Requirements> Reproduce the listing exactly and skip over any pictures.

Collected data>

--

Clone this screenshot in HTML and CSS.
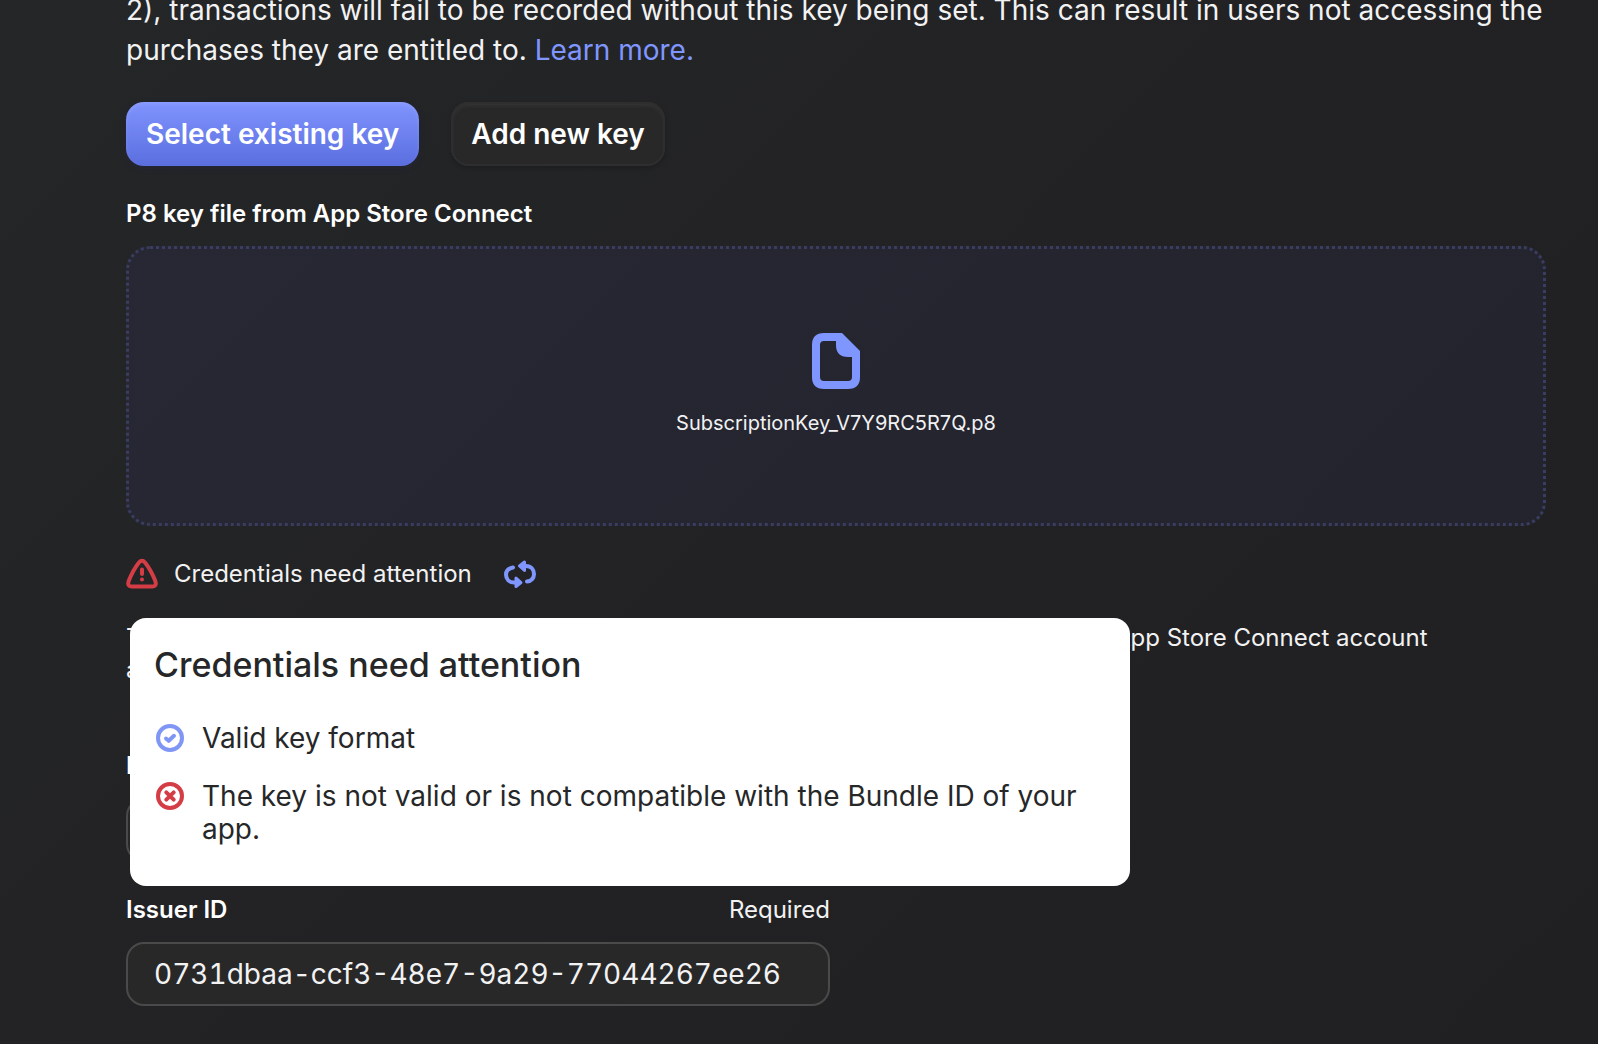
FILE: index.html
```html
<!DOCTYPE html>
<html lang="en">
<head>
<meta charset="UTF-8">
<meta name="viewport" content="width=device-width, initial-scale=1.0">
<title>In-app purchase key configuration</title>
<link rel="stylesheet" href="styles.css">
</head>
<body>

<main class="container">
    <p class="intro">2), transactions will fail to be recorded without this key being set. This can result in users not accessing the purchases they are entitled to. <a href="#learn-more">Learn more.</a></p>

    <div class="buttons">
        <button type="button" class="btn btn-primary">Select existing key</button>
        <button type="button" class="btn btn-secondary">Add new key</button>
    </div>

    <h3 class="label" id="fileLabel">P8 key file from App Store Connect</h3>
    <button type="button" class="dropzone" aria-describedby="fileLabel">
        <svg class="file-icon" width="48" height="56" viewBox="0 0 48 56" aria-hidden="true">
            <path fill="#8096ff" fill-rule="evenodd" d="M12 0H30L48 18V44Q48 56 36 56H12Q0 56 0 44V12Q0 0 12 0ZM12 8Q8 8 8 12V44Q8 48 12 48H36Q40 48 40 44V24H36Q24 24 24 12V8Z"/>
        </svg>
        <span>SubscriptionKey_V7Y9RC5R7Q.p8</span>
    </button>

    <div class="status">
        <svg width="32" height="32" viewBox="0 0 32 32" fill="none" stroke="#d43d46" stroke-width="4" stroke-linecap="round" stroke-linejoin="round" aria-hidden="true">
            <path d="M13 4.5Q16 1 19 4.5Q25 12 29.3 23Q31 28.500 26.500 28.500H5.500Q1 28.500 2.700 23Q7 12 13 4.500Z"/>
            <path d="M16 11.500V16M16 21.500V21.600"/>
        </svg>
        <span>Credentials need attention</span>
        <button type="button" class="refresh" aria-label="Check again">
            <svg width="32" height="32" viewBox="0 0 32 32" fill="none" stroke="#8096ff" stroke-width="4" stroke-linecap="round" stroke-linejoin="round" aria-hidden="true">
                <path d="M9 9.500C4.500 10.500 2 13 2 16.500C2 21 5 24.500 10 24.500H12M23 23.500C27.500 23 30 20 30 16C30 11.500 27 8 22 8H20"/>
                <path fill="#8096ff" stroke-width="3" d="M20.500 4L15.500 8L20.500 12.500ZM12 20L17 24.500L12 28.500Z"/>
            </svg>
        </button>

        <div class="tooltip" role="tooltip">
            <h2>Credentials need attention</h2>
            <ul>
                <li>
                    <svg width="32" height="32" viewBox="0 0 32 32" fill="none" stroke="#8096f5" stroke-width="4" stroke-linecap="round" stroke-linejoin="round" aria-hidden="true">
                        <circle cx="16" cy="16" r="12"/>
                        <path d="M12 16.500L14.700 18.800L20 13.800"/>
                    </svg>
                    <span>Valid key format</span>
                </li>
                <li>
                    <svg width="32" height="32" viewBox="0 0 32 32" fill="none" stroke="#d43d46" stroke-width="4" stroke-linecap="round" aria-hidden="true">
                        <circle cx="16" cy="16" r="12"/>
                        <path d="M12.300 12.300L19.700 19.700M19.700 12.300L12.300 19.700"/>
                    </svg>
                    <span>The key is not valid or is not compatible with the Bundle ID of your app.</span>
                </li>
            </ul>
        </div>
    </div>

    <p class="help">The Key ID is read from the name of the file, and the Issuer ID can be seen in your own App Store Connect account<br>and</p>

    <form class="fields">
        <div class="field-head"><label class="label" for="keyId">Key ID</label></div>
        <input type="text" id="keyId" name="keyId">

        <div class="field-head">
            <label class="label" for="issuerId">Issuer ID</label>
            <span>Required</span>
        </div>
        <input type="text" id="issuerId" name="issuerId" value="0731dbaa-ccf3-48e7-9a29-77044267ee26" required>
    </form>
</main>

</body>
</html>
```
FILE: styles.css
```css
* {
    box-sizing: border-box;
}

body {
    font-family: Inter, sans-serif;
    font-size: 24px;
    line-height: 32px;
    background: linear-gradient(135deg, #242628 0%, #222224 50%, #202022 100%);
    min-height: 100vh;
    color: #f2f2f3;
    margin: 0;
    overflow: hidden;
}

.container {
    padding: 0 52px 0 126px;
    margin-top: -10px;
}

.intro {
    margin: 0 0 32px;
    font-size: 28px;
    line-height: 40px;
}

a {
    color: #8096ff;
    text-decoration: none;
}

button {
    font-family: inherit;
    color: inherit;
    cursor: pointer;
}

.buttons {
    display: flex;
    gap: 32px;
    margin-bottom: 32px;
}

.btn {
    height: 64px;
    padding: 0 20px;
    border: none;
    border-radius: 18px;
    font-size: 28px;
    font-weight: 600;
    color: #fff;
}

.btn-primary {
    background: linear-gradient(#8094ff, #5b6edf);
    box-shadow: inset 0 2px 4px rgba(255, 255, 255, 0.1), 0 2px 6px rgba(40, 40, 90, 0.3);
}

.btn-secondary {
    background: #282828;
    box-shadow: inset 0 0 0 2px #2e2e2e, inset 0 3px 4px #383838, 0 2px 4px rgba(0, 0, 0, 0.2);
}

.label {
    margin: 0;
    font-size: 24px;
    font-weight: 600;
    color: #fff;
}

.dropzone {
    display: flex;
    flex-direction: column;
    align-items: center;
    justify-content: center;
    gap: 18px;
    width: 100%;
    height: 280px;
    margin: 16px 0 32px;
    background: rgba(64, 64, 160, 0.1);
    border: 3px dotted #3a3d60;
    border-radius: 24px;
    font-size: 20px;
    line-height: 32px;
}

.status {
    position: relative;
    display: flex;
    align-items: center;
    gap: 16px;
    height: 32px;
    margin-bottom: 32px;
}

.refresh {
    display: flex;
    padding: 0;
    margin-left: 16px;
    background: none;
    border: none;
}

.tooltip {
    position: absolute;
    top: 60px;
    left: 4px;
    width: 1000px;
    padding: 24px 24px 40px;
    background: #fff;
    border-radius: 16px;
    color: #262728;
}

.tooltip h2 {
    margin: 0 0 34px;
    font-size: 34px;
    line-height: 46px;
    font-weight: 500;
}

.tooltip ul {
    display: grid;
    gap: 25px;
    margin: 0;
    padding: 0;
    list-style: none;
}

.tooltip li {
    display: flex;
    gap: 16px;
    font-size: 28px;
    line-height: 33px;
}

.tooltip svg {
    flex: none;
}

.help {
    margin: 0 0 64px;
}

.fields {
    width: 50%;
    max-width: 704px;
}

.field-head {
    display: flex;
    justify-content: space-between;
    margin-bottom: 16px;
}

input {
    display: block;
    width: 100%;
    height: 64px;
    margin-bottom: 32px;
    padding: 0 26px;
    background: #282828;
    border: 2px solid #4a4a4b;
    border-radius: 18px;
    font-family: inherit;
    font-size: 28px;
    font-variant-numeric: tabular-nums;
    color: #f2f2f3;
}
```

--

Complete output>
Clone this screenshot in HTML and CSS.
FILE: index.html
```html
<!DOCTYPE html>
<html lang="en">
<head>
<meta charset="UTF-8">
<meta name="viewport" content="width=device-width, initial-scale=1.0">
<title>In-app purchase key configuration</title>
<link rel="stylesheet" href="styles.css">
</head>
<body>

<main class="container">
    <p class="intro">2), transactions will fail to be recorded without this key being set. This can result in users not accessing the purchases they are entitled to. <a href="#learn-more">Learn more.</a></p>

    <div class="buttons">
        <button type="button" class="btn btn-primary">Select existing key</button>
        <button type="button" class="btn btn-secondary">Add new key</button>
    </div>

    <h3 class="label" id="fileLabel">P8 key file from App Store Connect</h3>
    <button type="button" class="dropzone" aria-describedby="fileLabel">
        <svg class="file-icon" width="48" height="56" viewBox="0 0 48 56" aria-hidden="true">
            <path fill="#8096ff" fill-rule="evenodd" d="M12 0H30L48 18V44Q48 56 36 56H12Q0 56 0 44V12Q0 0 12 0ZM12 8Q8 8 8 12V44Q8 48 12 48H36Q40 48 40 44V24H36Q24 24 24 12V8Z"/>
        </svg>
        <span>SubscriptionKey_V7Y9RC5R7Q.p8</span>
    </button>

    <div class="status">
        <svg width="32" height="32" viewBox="0 0 32 32" fill="none" stroke="#d43d46" stroke-width="4" stroke-linecap="round" stroke-linejoin="round" aria-hidden="true">
            <path d="M13 4.5Q16 1 19 4.5Q25 12 29.3 23Q31 28.500 26.500 28.500H5.500Q1 28.500 2.700 23Q7 12 13 4.500Z"/>
            <path d="M16 11.500V16M16 21.500V21.600"/>
        </svg>
        <span>Credentials need attention</span>
        <button type="button" class="refresh" aria-label="Check again">
            <svg width="32" height="32" viewBox="0 0 32 32" fill="none" stroke="#8096ff" stroke-width="4" stroke-linecap="round" stroke-linejoin="round" aria-hidden="true">
                <path d="M9 9.500C4.500 10.500 2 13 2 16.500C2 21 5 24.500 10 24.500H12M23 23.500C27.500 23 30 20 30 16C30 11.500 27 8 22 8H20"/>
                <path fill="#8096ff" stroke-width="3" d="M20.500 4L15.500 8L20.500 12.500ZM12 20L17 24.500L12 28.500Z"/>
            </svg>
        </button>

        <div class="tooltip" role="tooltip">
            <h2>Credentials need attention</h2>
            <ul>
                <li>
                    <svg width="32" height="32" viewBox="0 0 32 32" fill="none" stroke="#8096f5" stroke-width="4" stroke-linecap="round" stroke-linejoin="round" aria-hidden="true">
                        <circle cx="16" cy="16" r="12"/>
                        <path d="M12 16.500L14.700 18.800L20 13.800"/>
                    </svg>
                    <span>Valid key format</span>
                </li>
                <li>
                    <svg width="32" height="32" viewBox="0 0 32 32" fill="none" stroke="#d43d46" stroke-width="4" stroke-linecap="round" aria-hidden="true">
                        <circle cx="16" cy="16" r="12"/>
                        <path d="M12.300 12.300L19.700 19.700M19.700 12.300L12.300 19.700"/>
                    </svg>
                    <span>The key is not valid or is not compatible with the Bundle ID of your app.</span>
                </li>
            </ul>
        </div>
    </div>

    <p class="help">The Key ID is read from the name of the file, and the Issuer ID can be seen in your own App Store Connect account<br>and</p>

    <form class="fields">
        <div class="field-head"><label class="label" for="keyId">Key ID</label></div>
        <input type="text" id="keyId" name="keyId">

        <div class="field-head">
            <label class="label" for="issuerId">Issuer ID</label>
            <span>Required</span>
        </div>
        <input type="text" id="issuerId" name="issuerId" value="0731dbaa-ccf3-48e7-9a29-77044267ee26" required>
    </form>
</main>

</body>
</html>
```
FILE: styles.css
```css
* {
    box-sizing: border-box;
}

body {
    font-family: Inter, sans-serif;
    font-size: 24px;
    line-height: 32px;
    background: linear-gradient(135deg, #242628 0%, #222224 50%, #202022 100%);
    min-height: 100vh;
    color: #f2f2f3;
    margin: 0;
    overflow: hidden;
}

.container {
    padding: 0 52px 0 126px;
    margin-top: -10px;
}

.intro {
    margin: 0 0 32px;
    font-size: 28px;
    line-height: 40px;
}

a {
    color: #8096ff;
    text-decoration: none;
}

button {
    font-family: inherit;
    color: inherit;
    cursor: pointer;
}

.buttons {
    display: flex;
    gap: 32px;
    margin-bottom: 32px;
}

.btn {
    height: 64px;
    padding: 0 20px;
    border: none;
    border-radius: 18px;
    font-size: 28px;
    font-weight: 600;
    color: #fff;
}

.btn-primary {
    background: linear-gradient(#8094ff, #5b6edf);
    box-shadow: inset 0 2px 4px rgba(255, 255, 255, 0.1), 0 2px 6px rgba(40, 40, 90, 0.3);
}

.btn-secondary {
    background: #282828;
    box-shadow: inset 0 0 0 2px #2e2e2e, inset 0 3px 4px #383838, 0 2px 4px rgba(0, 0, 0, 0.2);
}

.label {
    margin: 0;
    font-size: 24px;
    font-weight: 600;
    color: #fff;
}

.dropzone {
    display: flex;
    flex-direction: column;
    align-items: center;
    justify-content: center;
    gap: 18px;
    width: 100%;
    height: 280px;
    margin: 16px 0 32px;
    background: rgba(64, 64, 160, 0.1);
    border: 3px dotted #3a3d60;
    border-radius: 24px;
    font-size: 20px;
    line-height: 32px;
}

.status {
    position: relative;
    display: flex;
    align-items: center;
    gap: 16px;
    height: 32px;
    margin-bottom: 32px;
}

.refresh {
    display: flex;
    padding: 0;
    margin-left: 16px;
    background: none;
    border: none;
}

.tooltip {
    position: absolute;
    top: 60px;
    left: 4px;
    width: 1000px;
    padding: 24px 24px 40px;
    background: #fff;
    border-radius: 16px;
    color: #262728;
}

.tooltip h2 {
    margin: 0 0 34px;
    font-size: 34px;
    line-height: 46px;
    font-weight: 500;
}

.tooltip ul {
    display: grid;
    gap: 25px;
    margin: 0;
    padding: 0;
    list-style: none;
}

.tooltip li {
    display: flex;
    gap: 16px;
    font-size: 28px;
    line-height: 33px;
}

.tooltip svg {
    flex: none;
}

.help {
    margin: 0 0 64px;
}

.fields {
    width: 50%;
    max-width: 704px;
}

.field-head {
    display: flex;
    justify-content: space-between;
    margin-bottom: 16px;
}

input {
    display: block;
    width: 100%;
    height: 64px;
    margin-bottom: 32px;
    padding: 0 26px;
    background: #282828;
    border: 2px solid #4a4a4b;
    border-radius: 18px;
    font-family: inherit;
    font-size: 28px;
    font-variant-numeric: tabular-nums;
    color: #f2f2f3;
}
```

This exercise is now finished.